● Help Americans stay in their homes by providing emergency aid to cover back rent. In
addition, the bill provides assistance to help struggling homeowners catch up with their
mortgage payments and utility costs through the Homeowners Assistance Fund. And, it
provides additional funding for families and individuals who are recovering from or at risk of
homelessness.
● Increase the value of Supplemental Nutrition Assistance Program (SNAP) benefits. The
American Rescue Plan will increase SNAP benefits by 15 percent through September 2021.

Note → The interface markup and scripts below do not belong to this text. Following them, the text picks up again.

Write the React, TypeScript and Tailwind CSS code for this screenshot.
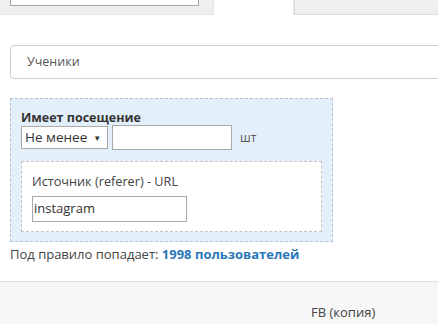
import React from 'react'

const font = { fontFamily: '"Open Sans", "Liberation Sans", sans-serif' }

export default function App() {
  return (
    <div className="h-[324px] w-[438px] overflow-hidden bg-white text-[#333]" style={font}>
      {/* tabs strip */}
      <div className="flex h-[15px]">
        <div className="w-[214px] border-b border-r border-[#e3e3e3] bg-[#efefef] pl-[10px]">
          <div className="h-[6px] w-[189px] border-x border-b border-[#a9a9a9] bg-white" />
        </div>
        <div className="w-[80px] border-r border-[#e6e6e6] bg-white" />
        <div className="flex-1 border-b border-l border-[#dcdcdc] bg-[#efefef]" />
      </div>

      <div className="pl-[10px] pt-[30px]">
        <div className="flex h-[34px] w-[440px] items-center rounded-l-[4px] border border-[#cfcfcf] pl-[16px] text-[12.5px] text-[#555]">
          Ученики
        </div>

        <div className="mt-[19px] w-[323px] border border-dashed border-[#b5c3d3] bg-[#e3effb] px-[10px] pb-[9px] pt-[11px]">
          <div className="text-[12.5px] font-bold leading-[15px] text-[#333]">Имеет посещение</div>
          <div className="flex items-center">
            <div className="flex h-[23px] w-[87px] items-center border border-[#a9a9a9] bg-white pl-[3px] text-[13.5px] text-[#333]">
              Не менее
              <span className="ml-[6px] text-[8px]">▼</span>
            </div>
            <div className="ml-[4px] h-[25px] w-[120px] border border-[#a9a9a9] bg-white" />
            <span className="ml-[8px] text-[12px] text-[#555]">шт</span>
          </div>
          <div className="mt-[11px] border border-dashed border-[#c2c2c2] bg-white px-[10px] pb-[9px] pt-[11px]">
            <div className="text-[12.7px] leading-[17px] text-[#444]">Источник (referer) - URL</div>
            <div className="mt-[6px] flex h-[26px] w-[155px] items-center border border-[#a9a9a9] pl-[1px] text-[13px] text-[#333]">
              instagram
            </div>
          </div>
        </div>

        <div className="mt-[4px] text-[13px] leading-[16px] text-[#444]">
          Под правило попадает: <span className="font-bold text-[#2a78b8]">1998 пользователей</span>
        </div>
      </div>

      <div className="mt-[19px] h-[60px] border-t border-[#dedede] bg-[#f7f7f7] pl-[311px] pt-[21px] text-[13px] text-[#444]">
        FB (копия)
      </div>
    </div>
  )
}
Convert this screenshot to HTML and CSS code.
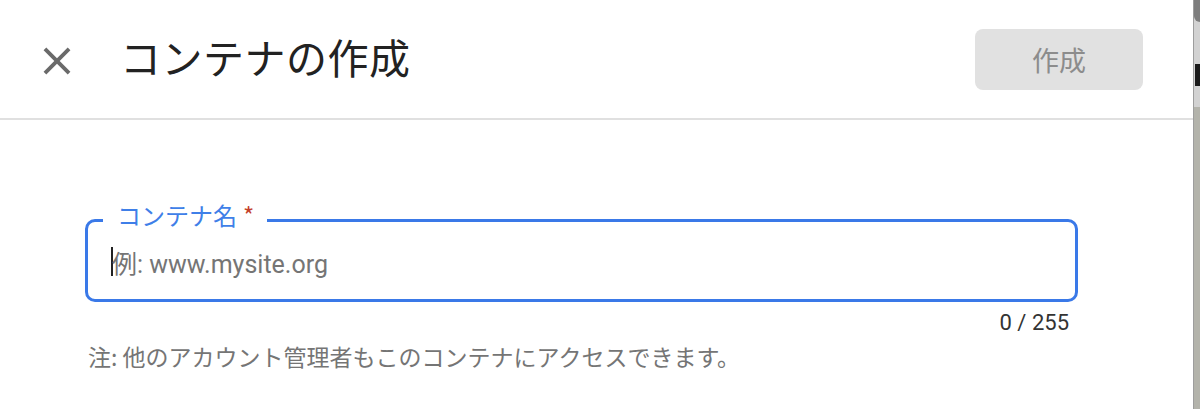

The bill also funds partnerships with restaurants to feed American families and keep workers in
the restaurant industry on the job. And, it provides U.S. territories like Puerto Rico additional
nutrition assistance funding, in addition to funding to make sure women, infants and children
get the food they need to help address food insecurity.
● Increase the Child Tax Credit from $2,000 per child to $3,000 per child ($3,600 for a child
under age 6) and make 17-year-olds qualifying children for the year. This means a typical
family of four with two young children will receive an additional $3,200 in assistance to help
cover costs associated with raising children. The families of more than 66 million kids will
benefit.
● Increase the Earned Income Tax Credit for 17 million workers by as much as $1,000. The
top occupations that will benefit are cashiers, food preparers and servers, and home health
aides – frontline workers who have helped their communities get through the crisis.
● Expand child care assistance, help hard-hit child care providers cover their costs, and
increase tax credits to help cover the cost of childcare. This is the single biggest investment in
child care since World War II.
● Give families an additional tax credit to help cut child care costs. Families will get back as
a refundable tax credit as much as half of their spending on child care for children under age
13, so that they can receive a total of up to $4,000 for one child or $8,000 for two or more
children.
● Provide an additional $1 billion for states to cover the additional cash assistance that
Temporary Assistance to Needy Families (TANF) recipients needed as a result of the crisis.
● Lower or eliminate health insurance premiums for millions of lower- and middle-income
families enrolled in health insurance marketplaces. A family of four making $90,000 could
see their monthly premium come down by $200 per month. This will help well over a million
uninsured Americans gain coverage. The plan also subsidizes premiums for continuation
health coverage (COBRA).
Support communities that are struggling in the wake of COVID-19. Millions of American workers
reside in communities that suffered disproportionately in recent months. The Plan provides critical
support to these communities. It will:
● Provide emergency grants, lending, and investment to hard-hit small businesses so they can
rehire and retain workers and purchase the health and sanitation equipment they need to keep
workers safe. This includes a Small Business Opportunity Fund to provide growth capital to
main street small businesses in economically disadvantaged areas, including minority-owned
businesses.
● Distribute more than $360 billion in emergency funding for state, local, territorial, and Tribal
governments to ensure that they are in a position to keep front line public workers on the job
and paid, while also effectively distributing the vaccine, scaling testing, reopening schools, and
maintaining other vital services. State and local employment has fallen by around 1.4 million
jobs since the pandemic began including layoffs of 1 million educators, compared to around
750,000 job losses during the Great Recession.
● Help hard-hit public transit agencies avoid layoffs and service reductions, which
disproportionately harm workers who are more likely to be dependent on public transportation.